§ Goal
Look through the lines below and extract any with the word "matches".

(Pages as source code)
▼▼▼
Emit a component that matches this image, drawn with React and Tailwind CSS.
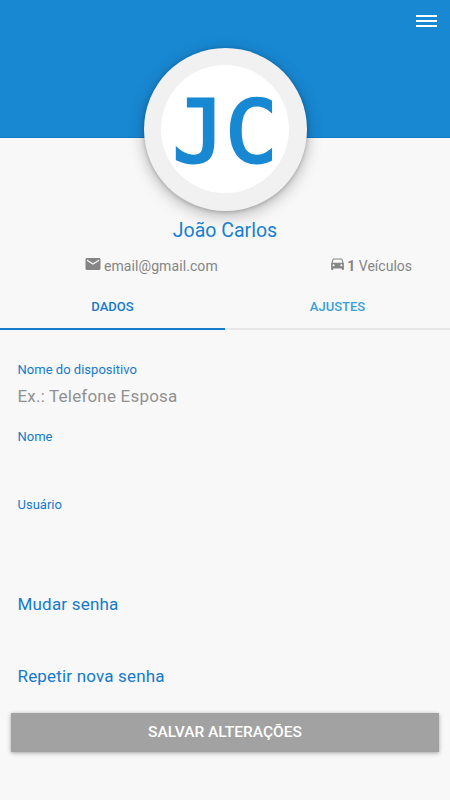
import { useState } from 'react';
import { MdEmail, MdDirectionsCar } from 'react-icons/md';

const TABS = [
  { id: 'dados', label: 'DADOS' },
  { id: 'ajustes', label: 'AJUSTES' },
];

function Avatar({ initials }) {
  return (
    <div className="w-[163px] h-[163px] shrink-0 pb-px rounded-full bg-[#f1f1f1] flex items-center justify-center shadow-[0_4px_16px_rgba(0,0,0,0.28),0_1px_4px_rgba(0,0,0,0.2)]">
      <div className="w-32 h-32 rounded-full bg-white flex items-center justify-center">
        <span className="pt-[6px] font-['DejaVu_Sans_Mono',monospace] text-[86px] leading-none tracking-[1px] -mr-px text-[#1888d3] [-webkit-text-stroke:3px_#1888d3]">
          {initials}
        </span>
      </div>
    </div>
  );
}

export default function App() {
  const [tab, setTab] = useState('dados');

  return (
    <div className="w-full h-[800px] overflow-hidden bg-[#f8f8f8] font-['Roboto',sans-serif] flex flex-col">
      {/* Header */}
      <header className="h-[138px] shrink-0 bg-[#1888d3] border-b border-[#1078c4] px-[13px] pt-[15px] flex justify-end items-start">
        <button aria-label="Menu" className="w-[21px] flex flex-col gap-[3px]">
          <span className="h-0.5 bg-white" />
          <span className="h-0.5 bg-white" />
          <span className="h-0.5 bg-white" />
        </button>
      </header>

      {/* Profile */}
      <section className="-mt-[90px] flex flex-col items-center">
        <Avatar initials="JC" />
        <h1 className="mt-[6px] text-[19.5px] leading-7 text-[#1680d0]">João Carlos</h1>
      </section>
      <div className="mt-[11px] h-5 shrink-0 pl-[84px] pr-[38px] flex justify-between text-sm leading-5 text-[#858585]">
        <span className="flex">
          <MdEmail size={18} className="-mt-px mr-[2px]" />
          <span className="tracking-[0.08px]">email@gmail.com</span>
        </span>
        <span className="flex">
          <MdDirectionsCar size={17} className="-mt-px mr-px" />
          <span><b>1</b> Veículos</span>
        </span>
      </div>

      {/* Tabs */}
      <nav className="mt-[9px] h-[45px] shrink-0 flex">
        {TABS.map(({ id, label }) => (
          <button
            key={id}
            onClick={() => setTab(id)}
            className={`flex-1 text-[13px] font-medium border-b-2 ${
              tab === id ? 'text-[#147acb] border-[#147acb]' : 'text-[#379fdd] border-[#e7e7e7]'
            }`}
          >
            {label}
          </button>
        ))}
      </nav>

      {/* Form */}
      <form className="flex flex-col text-[#147acb]">
        <label className="mt-[30px] ml-[17.5px] text-[13px] leading-5 tracking-[0.02px]">Nome do dispositivo</label>
        <input
          placeholder="Ex.: Telefone Esposa"
          className="mt-[4px] ml-[17.5px] h-6 text-[17px] leading-6 tracking-[0.2px] bg-transparent outline-none placeholder:text-[#919191]"
        />
        <label className="mt-[19px] ml-[17.5px] text-[13px] leading-5">Nome</label>
        <label className="mt-[48px] ml-[17.5px] text-[13px] leading-5">Usuário</label>
        <label className="mt-[77px] ml-[17.5px] text-[17px] leading-6 tracking-[0.2px]">Mudar senha</label>
        <label className="mt-[48px] ml-[17.5px] text-[17px] leading-6 tracking-[0.18px]">Repetir nova senha</label>
        <button
          type="button"
          className="mt-[25px] mx-[11px] h-[39px] bg-[#a2a2a2] text-white text-[15.5px] font-medium shadow-[0_1px_4px_rgba(0,0,0,0.35)]"
        >
          SALVAR ALTERAÇÕES
        </button>
      </form>
    </div>
  );
}
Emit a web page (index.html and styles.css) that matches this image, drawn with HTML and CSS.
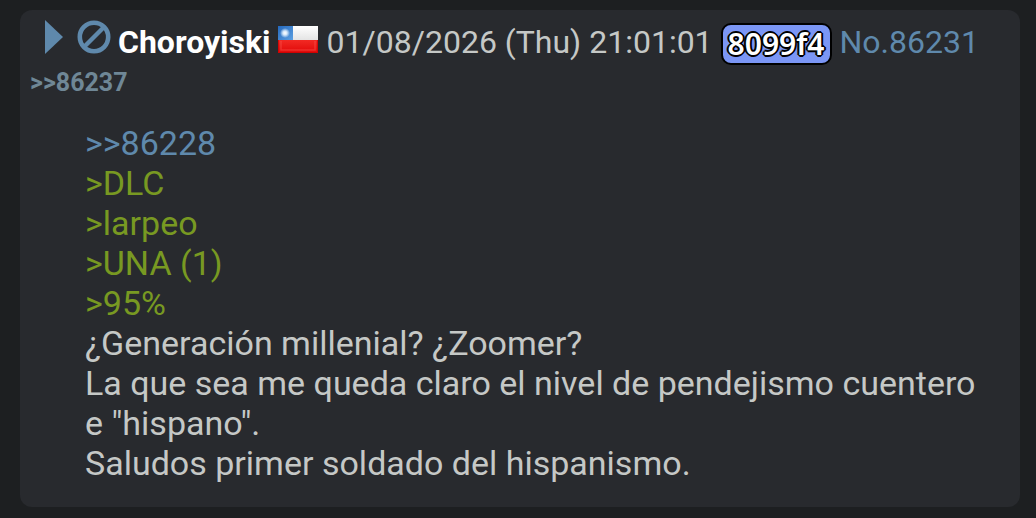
FILE: index.html
```html
<!DOCTYPE html>
<html lang="es">
<head>
<meta charset="utf-8">
<title>No.86231</title>
<link rel="stylesheet" href="styles.css">
</head>
<body>
<article class="post">
  <header class="intro">
    <button class="icon-button menu-button" type="button" aria-label="Menú">
      <svg class="arrow" viewBox="0 0 18 34"><path d="M0 0 18 17 0 34Z" fill="currentColor"/></svg>
    </button>
    <button class="icon-button hide-button" type="button" aria-label="Ocultar">
      <svg class="ban" viewBox="0 0 34 34"><circle cx="17" cy="17" r="14.2" fill="none" stroke="currentColor" stroke-width="4.6"/><path d="M7 27 27 7" stroke="currentColor" stroke-width="4.4"/></svg>
    </button>
    <span class="name">Choroyiski</span>
    <svg class="flag" viewBox="0 0 40 27" role="img" aria-label="Chile">
      <defs>
        <linearGradient id="white" x2="0" y2="1"><stop stop-color="#fff"/><stop offset="1" stop-color="#e4e4e4"/></linearGradient>
        <linearGradient id="red" x2="0" y2="1"><stop stop-color="#f22a24"/><stop offset="1" stop-color="#e00808"/></linearGradient>
        <linearGradient id="blue" x2="1" y2="1"><stop stop-color="#2468bd"/><stop offset="1" stop-color="#5da0e2"/></linearGradient>
        <radialGradient id="star"><stop stop-color="#fff"/><stop offset=".4" stop-color="#d5e8fa"/><stop offset="1" stop-color="#d5e8fa" stop-opacity="0"/></radialGradient>
      </defs>
      <path d="M0 0h40v14H0z" fill="url(#white)"/>
      <path d="M0 14h40v13H0z" fill="url(#red)"/>
      <path d="M0 0h15v14H0z" fill="url(#blue)"/>
      <circle cx="7" cy="7" r="5" fill="url(#star)"/>
      <path d="M3 15v9h34v-9" fill="none" stroke="#ff6a62" stroke-opacity=".35" stroke-width="1.5"/>
      <path d="M.5 14v12.5h39V14" fill="none" stroke="#c80000" stroke-opacity=".7"/>
    </svg>
    <time class="time" datetime="2026-01-08T21:01:01">01/08/2026 (Thu) 21:01:01</time>
    <span class="poster-id">8099f4</span>
    <a class="number" href="#86231">No.86231</a>
  </header>
  <div class="backlinks"><a href="#86237">&gt;&gt;86237</a></div>
  <div class="body">
    <a class="quote-link" href="#86228">&gt;&gt;86228</a><br>
    <span class="green">&gt;DLC</span><br>
    <span class="green">&gt;larpeo</span><br>
    <span class="green">&gt;UNA (1)</span><br>
    <span class="green">&gt;95%</span><br>
    ¿Generación millenial? ¿Zoomer?<br>
    La que sea me queda claro el nivel de pendejismo cuentero e "hispano".<br>
    Saludos primer soldado del hispanismo.
  </div>
</article>
</body>
</html>
```
FILE: styles.css
```css
body { margin: 0; padding: 10px 16px 11px 20px; background: #1d1f21; color: #c5c8c6; font-family: Roboto, sans-serif; font-size: 34px; line-height: 40px; }
a { color: #5f89ac; text-decoration: none; }
.post { background: #282a2e; border-radius: 12px; padding: 8px 10px 24px; }
.intro { display: flex; align-items: center; height: 48px; padding-left: 15px; font-size: 32px; white-space: nowrap; }
.intro > * { flex-shrink: 0; }
.icon-button { display: block; padding: 0; border: 0; background: none; color: #5f89ac; }
.icon-button svg { display: block; }
.menu-button { margin: 0 14px 10px 0; }
.hide-button { margin: 0 7px 10px 0; }
.arrow { width: 18px; height: 34px; }
.ban { width: 34px; height: 34px; }
.name { color: #fff; font-weight: 700; }
.flag { width: 40px; height: 27px; margin: 0 9px 5px 7px; }
.poster-id { margin: 4px 8px 0; padding: 0 5px; border: 2px solid #000; border-radius: 10px; background: #7b96f5; color: #fff; font: 600 30px/38px "Noto Sans", sans-serif; text-shadow: 2px 0 #000, -2px 0 #000, 0 2px #000, 0 -2px #000, 1px 1px #000, -1px 1px #000, 1px -1px #000, -1px -1px #000; }
.backlinks { padding-top: 1px; font-size: 25px; font-weight: 700; line-height: 32px; }
.backlinks a { color: #6f8796; }
.body { padding: 24px 25px 0 55px; }
.green { color: #789922; }
```
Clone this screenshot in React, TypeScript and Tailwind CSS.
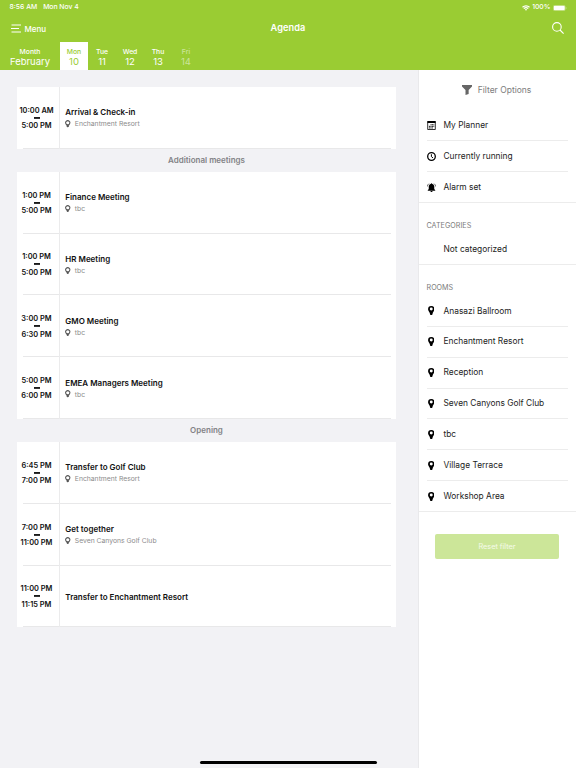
▲▲▲
§ The solution
Emit a component that matches this image, drawn with React and Tailwind CSS.
Emit a web page (index.html and styles.css) that matches this image, drawn with HTML and CSS.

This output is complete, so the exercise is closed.